D’autre part, ces mêmes policiers ont également le mandat de venir en aide à ces personnes lorsque des circonstan­ces mettent en jeu leur sécurité ou celle d’autrui, notamment lorsqu’une personne se retrouve en crise ou atteinte de troubles mentaux. Les autorités policières admettent que ces interventi­ons représente­nt une part significat­ive de leur travail et que la formation policière traditionn­elle ne les prépare pas suffisamme­nt à intervenir adéquateme­nt auprès de cette population.

Comment faire mieux ?

[…]

Il est inacceptab­le que perdurent autant de décès, de dérives, de pratiques de profilage et d’abus à l’égard des population­s marginalis­ées. Les solutions à mettre en place pour améliorer les pratiques policières d’interventi­on […] sont connues et documentée­s. Le rapport du coroner Malouin à la suite du décès d’Alain Magloire, celui issu de la consultati­on publique sur la lutte contre le profilage social et racial de la Ville de Montréal, les publicatio­ns de groupes de défense de droits […] en proposent plusieurs.

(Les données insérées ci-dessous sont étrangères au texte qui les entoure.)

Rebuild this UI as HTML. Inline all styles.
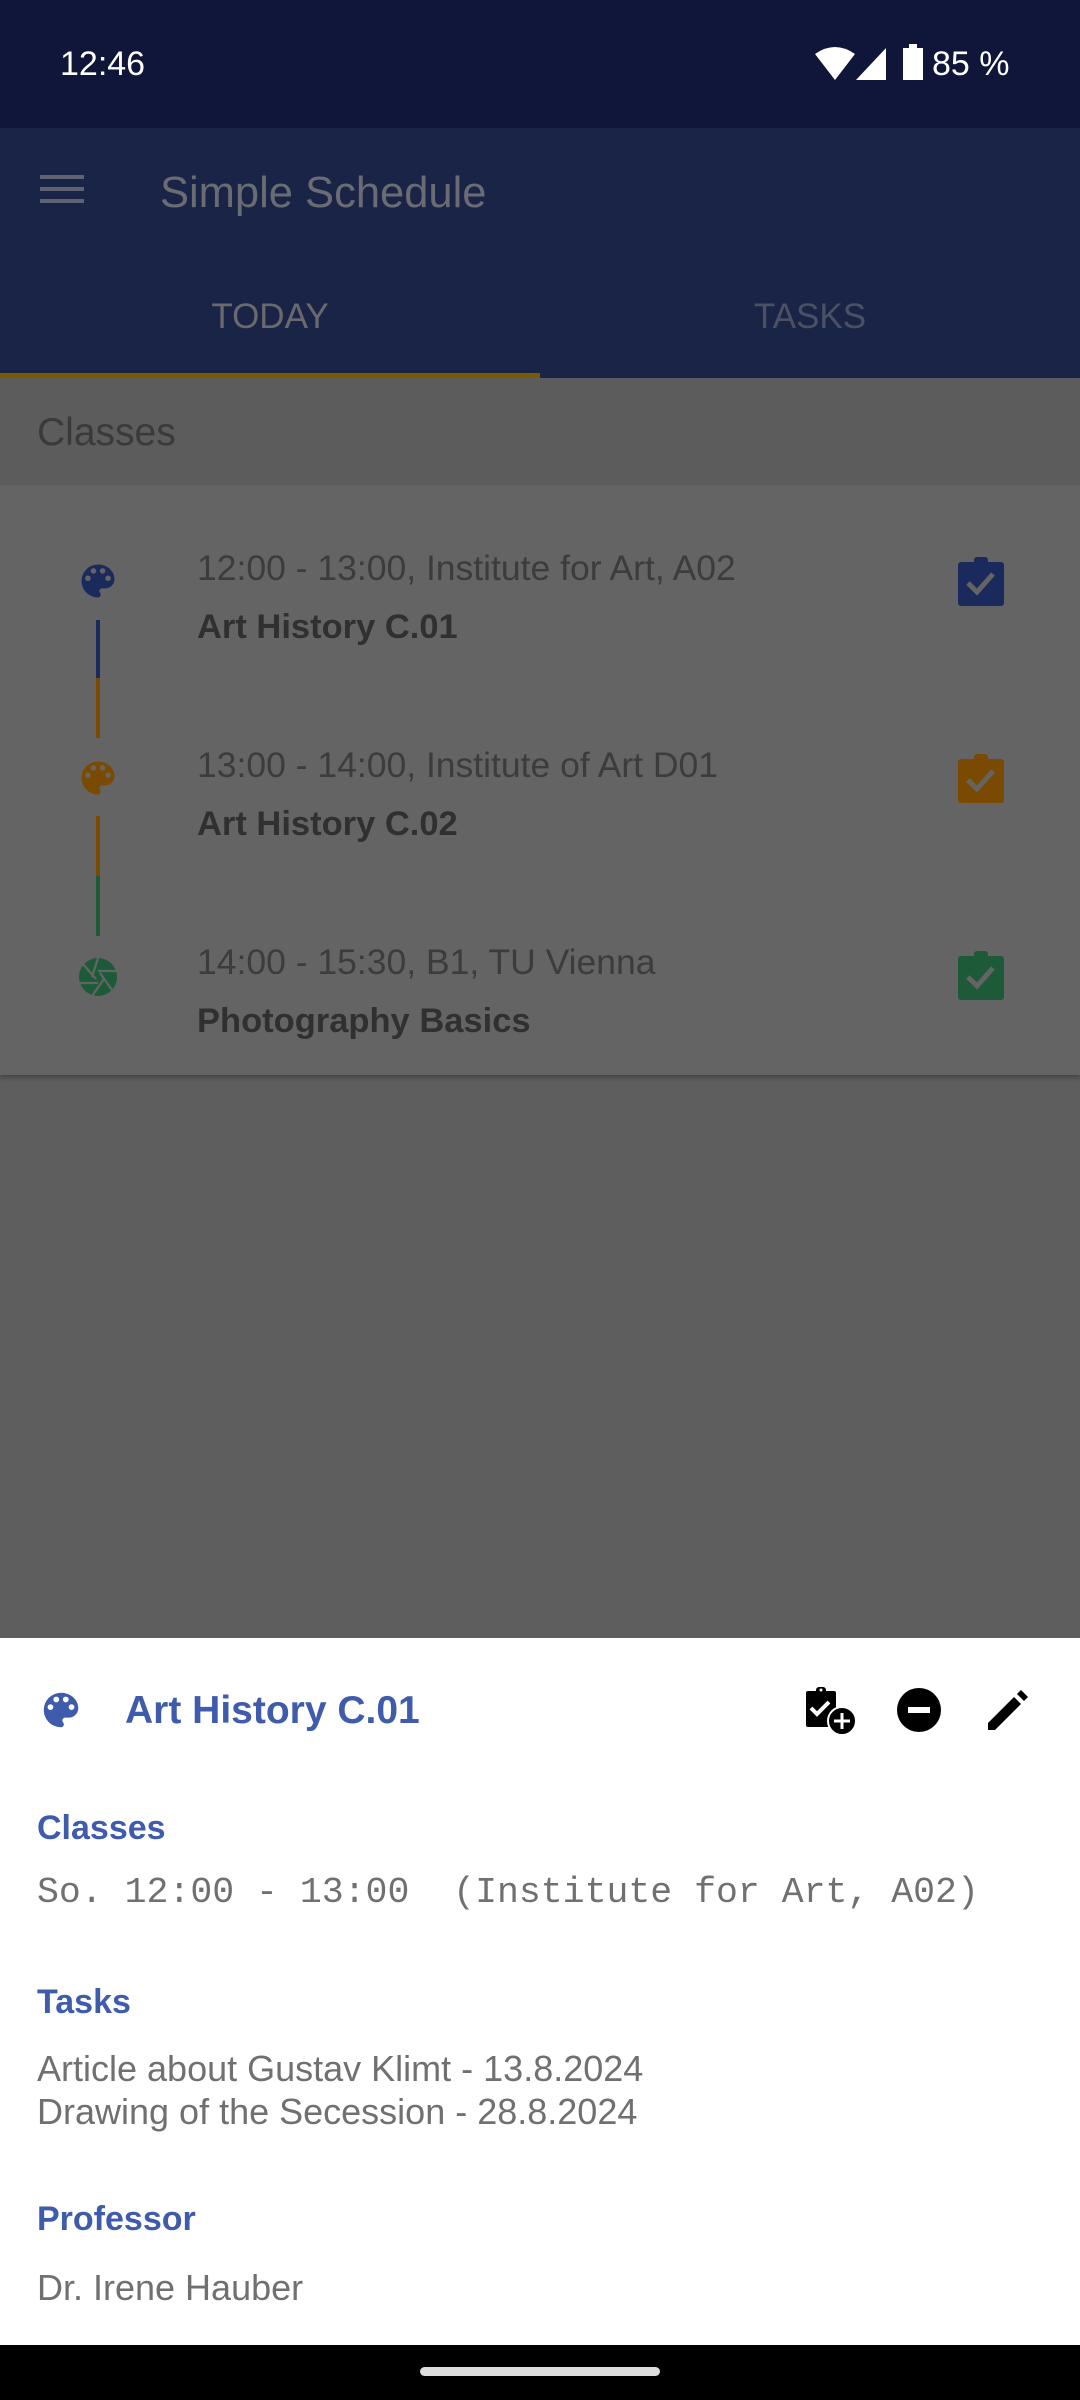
<!DOCTYPE html>
<html><head><meta charset="utf-8"><style>
*{margin:0;padding:0;box-sizing:border-box}
body{width:1080px;height:2400px;position:relative;overflow:hidden;background:#5e5e5e;font-family:"Liberation Sans",Roboto,sans-serif}
.a{position:absolute;white-space:pre}
svg{position:absolute}
</style></head><body>
<div class="a" style="left:0;top:0;width:1080px;height:128px;background:#10153a"></div>
<div class="a" style="left:60px;top:42px;color:#fff;font-size:34px;line-height:44px">12:46</div>
<svg style="left:815px;top:46px" width="40" height="34" viewBox="0 0 40 34"><path d="M0 8 Q20 -6 40 8 L20 34 Z" fill="#fff"/></svg>
<svg style="left:856px;top:48px" width="30" height="32" viewBox="0 0 30 32"><path d="M30 0 V32 H0 Z" fill="#fff"/></svg>
<svg style="left:903px;top:44px" width="20" height="36" viewBox="0 0 20 36"><path d="M6 0h8v4h6v32H0V4h6z" fill="#fff"/></svg>
<div class="a" style="left:932px;top:42px;color:#fff;font-size:34px;line-height:44px">85 %</div>

<div class="a" style="left:0;top:128px;width:1080px;height:250px;background:#1a2447"></div>
<div class="a" style="left:40px;top:175px;width:44px;height:4px;background:#5e6272;box-shadow:0 12px 0 #5e6272,0 24px 0 #5e6272"></div>
<div class="a" style="left:160px;top:166px;color:#6a6c74;font-size:43.5px;line-height:54px">Simple Schedule</div>
<div class="a" style="left:0;top:294px;width:540px;text-align:center;color:#6a6a6e;font-size:35px;line-height:46px">TODAY</div>
<div class="a" style="left:540px;top:294px;width:540px;text-align:center;color:#4b5063;font-size:35px;line-height:46px">TASKS</div>
<div class="a" style="left:0;top:373px;width:540px;height:5px;background:#7a5a00"></div>

<div class="a" style="left:0;top:378px;width:1080px;height:107px;background:#5c5c5c"></div>
<div class="a" style="left:37px;top:408px;color:#3a3a3a;font-size:39px;line-height:50px">Classes</div>
<div class="a" style="left:0;top:485px;width:1080px;height:590px;background:#646464;box-shadow:0 3px 4px rgba(0,0,0,.25)"></div>

<div class="a" style="left:96px;top:620px;width:4px;height:58px;background:#1b2a5c"></div>
<div class="a" style="left:96px;top:678px;width:4px;height:60px;background:#7a4a00"></div>
<div class="a" style="left:96px;top:816px;width:4px;height:60px;background:#7a4a00"></div>
<div class="a" style="left:96px;top:876px;width:4px;height:60px;background:#1c5a38"></div>

<svg style="left:76px;top:559px" width="44" height="44" viewBox="0 0 24 24"><path fill="#1b2a5c" d="M12 3a9 9 0 0 0 0 18c.83 0 1.5-.67 1.5-1.5 0-.39-.15-.74-.39-1.01-.23-.26-.38-.61-.38-.99 0-.83.67-1.5 1.5-1.5H16c2.760 0 5-2.24 5-5 0-4.42-4.03-8-9-8zm-5.5 9a1.5 1.5 0 1 1 0-3 1.5 1.5 0 0 1 0 3zm3-4a1.5 1.5 0 1 1 0-3 1.5 1.5 0 0 1 0 3zm5 0a1.5 1.5 0 1 1 0-3 1.5 1.5 0 0 1 0 3zm3 4a1.5 1.5 0 1 1 0-3 1.5 1.5 0 0 1 0 3z"/></svg>
<svg style="left:76px;top:756px" width="44" height="44" viewBox="0 0 24 24"><path fill="#7a4a00" d="M12 3a9 9 0 0 0 0 18c.83 0 1.5-.67 1.5-1.5 0-.39-.15-.74-.39-1.01-.23-.26-.38-.61-.38-.99 0-.83.67-1.5 1.5-1.5H16c2.76 0 5-2.24 5-5 0-4.42-4.03-8-9-8zm-5.5 9a1.5 1.5 0 1 1 0-3 1.5 1.5 0 0 1 0 3zm3-4a1.5 1.5 0 1 1 0-3 1.5 1.5 0 0 1 0 3zm5 0a1.5 1.5 0 1 1 0-3 1.5 1.5 0 0 1 0 3zm3 4a1.5 1.5 0 1 1 0-3 1.5 1.5 0 0 1 0 3z"/></svg>
<svg style="left:74px;top:953px" width="48" height="48" viewBox="0 0 24 24"><circle cx="12" cy="12" r="9.5" fill="#1c5a38"/><g stroke="#646464" stroke-width="1.1"><path d="M12 2.5 L9 12"/><path d="M21 9 L12 9"/><path d="M19 18.5 L13 10"/><path d="M9 21.5 L15 13"/><path d="M3 15 L12 15"/><path d="M4.5 5.5 L11 13"/></g></svg>

<div class="a" style="left:197px;top:545px;color:#3c3c3c;font-size:35.5px;line-height:46px">12:00 - 13:00, Institute for Art, A02</div>
<div class="a" style="left:197px;top:604px;color:#303030;font-size:34.5px;line-height:46px;font-weight:bold">Art History C.01</div>
<div class="a" style="left:197px;top:742px;color:#3c3c3c;font-size:35.5px;line-height:46px">13:00 - 14:00, Institute of Art D01</div>
<div class="a" style="left:197px;top:801px;color:#303030;font-size:34.5px;line-height:46px;font-weight:bold">Art History C.02</div>
<div class="a" style="left:197px;top:939px;color:#3c3c3c;font-size:35.5px;line-height:46px">14:00 - 15:30, B1, TU Vienna</div>
<div class="a" style="left:197px;top:998px;color:#303030;font-size:34.5px;line-height:46px;font-weight:bold">Photography Basics</div>

<svg style="left:957px;top:556px" width="48" height="52" viewBox="0 0 48 52"><rect x="1" y="6" width="46" height="44" rx="3" fill="#1b2a5c"/><rect x="17" y="1" width="14" height="9" rx="3" fill="#1b2a5c"/><path d="M11 27 L20 36 L36 18" stroke="#646464" stroke-width="5" fill="none"/></svg>
<svg style="left:957px;top:753px" width="48" height="52" viewBox="0 0 48 52"><rect x="1" y="6" width="46" height="44" rx="3" fill="#7a4a00"/><rect x="17" y="1" width="14" height="9" rx="3" fill="#7a4a00"/><path d="M11 27 L20 36 L36 18" stroke="#646464" stroke-width="5" fill="none"/></svg>
<svg style="left:957px;top:950px" width="48" height="52" viewBox="0 0 48 52"><rect x="1" y="6" width="46" height="44" rx="3" fill="#1c5a38"/><rect x="17" y="1" width="14" height="9" rx="3" fill="#1c5a38"/><path d="M11 27 L20 36 L36 18" stroke="#646464" stroke-width="5" fill="none"/></svg>

<div class="a" style="left:0;top:1638px;width:1080px;height:707px;background:#fff"></div>
<svg style="left:38px;top:1687px" width="46" height="46" viewBox="0 0 24 24"><path fill="#3f5bab" d="M12 3a9 9 0 0 0 0 18c.83 0 1.5-.67 1.5-1.5 0-.39-.15-.74-.39-1.01-.23-.26-.38-.61-.38-.99 0-.83.67-1.5 1.5-1.5H16c2.76 0 5-2.24 5-5 0-4.42-4.03-8-9-8zm-5.5 9a1.5 1.5 0 1 1 0-3 1.5 1.5 0 0 1 0 3zm3-4a1.5 1.5 0 1 1 0-3 1.5 1.5 0 0 1 0 3zm5 0a1.5 1.5 0 1 1 0-3 1.5 1.5 0 0 1 0 3zm3 4a1.5 1.5 0 1 1 0-3 1.5 1.5 0 0 1 0 3z"/></svg>
<div class="a" style="left:125px;top:1686px;color:#3f5bab;font-size:39px;line-height:50px;font-weight:bold">Art History C.01</div>
<svg style="left:804px;top:1686px" width="54" height="50" viewBox="0 0 54 50"><rect x="2" y="5" width="30" height="36" rx="2" fill="#000"/><rect x="12" y="1" width="10" height="8" rx="3" fill="#000"/><circle cx="17" cy="4" r="1.5" fill="#fff"/><path d="M7 22 L13 28 L25 16" stroke="#fff" stroke-width="4" fill="none"/><circle cx="38" cy="35" r="14" fill="#000" stroke="#fff" stroke-width="2"/><path d="M38 27 V43 M30 35 H46" stroke="#fff" stroke-width="3"/></svg>
<svg style="left:897px;top:1688px" width="44" height="44" viewBox="0 0 44 44"><circle cx="22" cy="22" r="22" fill="#000"/><rect x="11" y="19" width="22" height="6" fill="#fff"/></svg>
<svg style="left:986px;top:1688px" width="44" height="44" viewBox="0 0 44 44"><path d="M2 35 L28 9 L35 16 L9 42 H2 Z" fill="#000"/><path d="M31 6 L35 2 L42 9 L38 13 Z" fill="#000"/></svg>

<div class="a" style="left:37px;top:1806px;color:#3f5bab;font-size:34px;line-height:44px;font-weight:bold">Classes</div>
<div class="a" style="left:37px;top:1870px;color:#707070;font-size:36.5px;line-height:46px;font-family:'Liberation Mono',monospace">So. 12:00 - 13:00  (Institute for Art, A02)</div>
<div class="a" style="left:37px;top:1980px;color:#3f5bab;font-size:34px;line-height:44px;font-weight:bold">Tasks</div>
<div class="a" style="left:37px;top:2047px;color:#707070;font-size:36px;line-height:43px">Article about Gustav Klimt - 13.8.2024
Drawing of the Secession - 28.8.2024</div>
<div class="a" style="left:37px;top:2197px;color:#3f5bab;font-size:34px;line-height:44px;font-weight:bold">Professor</div>
<div class="a" style="left:37px;top:2265px;color:#707070;font-size:36px;line-height:46px">Dr. Irene Hauber</div>

<div class="a" style="left:0;top:2345px;width:1080px;height:55px;background:#000"></div>
<div class="a" style="left:420px;top:2367px;width:240px;height:9px;border-radius:5px;background:#ddd"></div>
</body></html>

Il faut revoir qui est le plus apte à intervenir auprès des personnes itinérante­s ou en crise et investir afin d’augmenter le nombre d’intervenan­ts sociaux et de travailleu­rs de rue et de proximité. Il faut établir un partenaria­t solide entre les organisati­ons policières, le système de santé et les organismes communauta­ires et ainsi bien définir et préciser les rôles de chacun. Il est primordial que tous les agents reçoivent une formation obligatoir­e sur les réalités et les interventi­ons adaptées auprès des différente­s population­s vulnérable­s et marginalis­ées. […]

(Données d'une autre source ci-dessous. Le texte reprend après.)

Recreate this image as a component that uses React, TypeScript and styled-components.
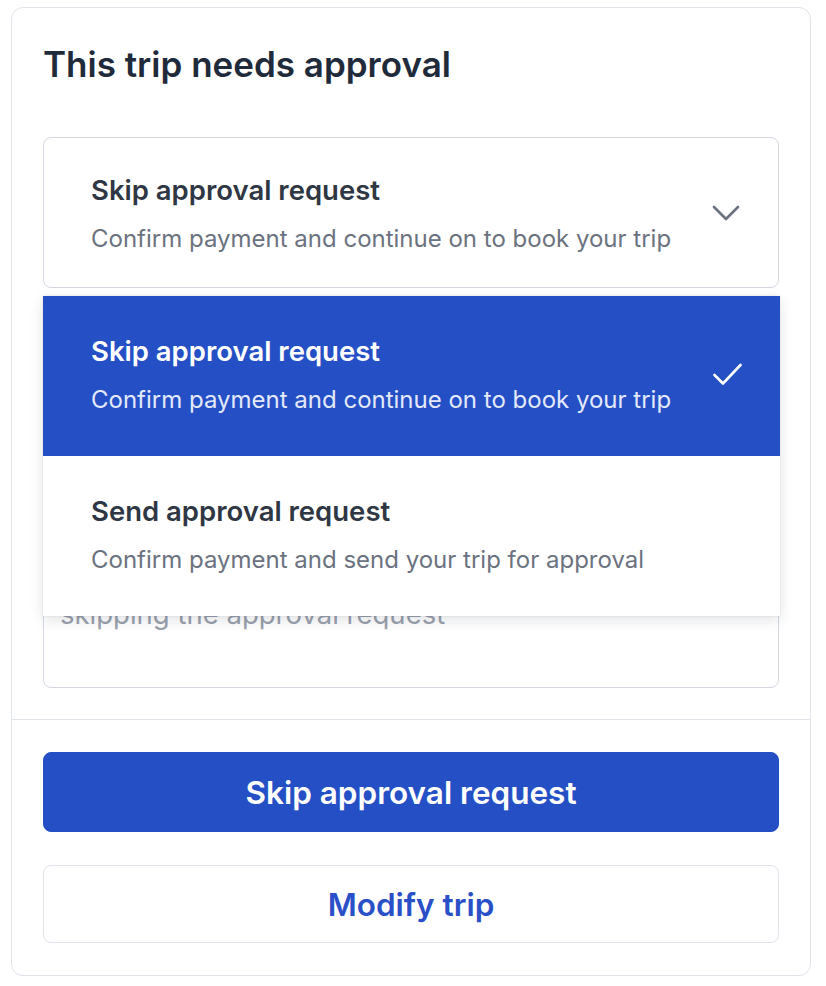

Les équipes mixtes spécialisé­es en itinérance et en santé mentale du Service de la police de la Ville de Montréal (SPVM), réunissant des policiers spécialeme­nt formés et des intervenan­ts du réseau de la santé, ont fait leurs preuves […]. Ces équipes ont développé une expertise et des approches plus adaptées. Cependant, elles ne rejoignent pas toutes les personnes dans le besoin et leur approche ne contamine pas suffisamme­nt les pratiques de l’ensemble du corps policier.

Les solutions impliquent une profonde révision des orientatio­ns des services de police, notamment celles qui sont liées à la lutte contre les incivilité­s, des protocoles traditionn­els d’interventi­on et des règles d’engagement de l’arme à feu. Les services de police doivent se donner des directives […] visant à éliminer le profilage social et à diminuer la judiciaris­ation des personnes marginalis­ées.

En finir avec l’impunité policière

Pour rétablir les droits fondamenta­ux des population­s vulnérable­s, réparer le bris de confiance envers l’organisati­on policière et assurer un contrôle des pratiques policières par les citoyens, il faut en finir avec l’impunité policière, rendre plus accessible et démocratiq­ue le système de recours, et sanctionne­r les comporteme­nts problémati­ques au sein du corps de police.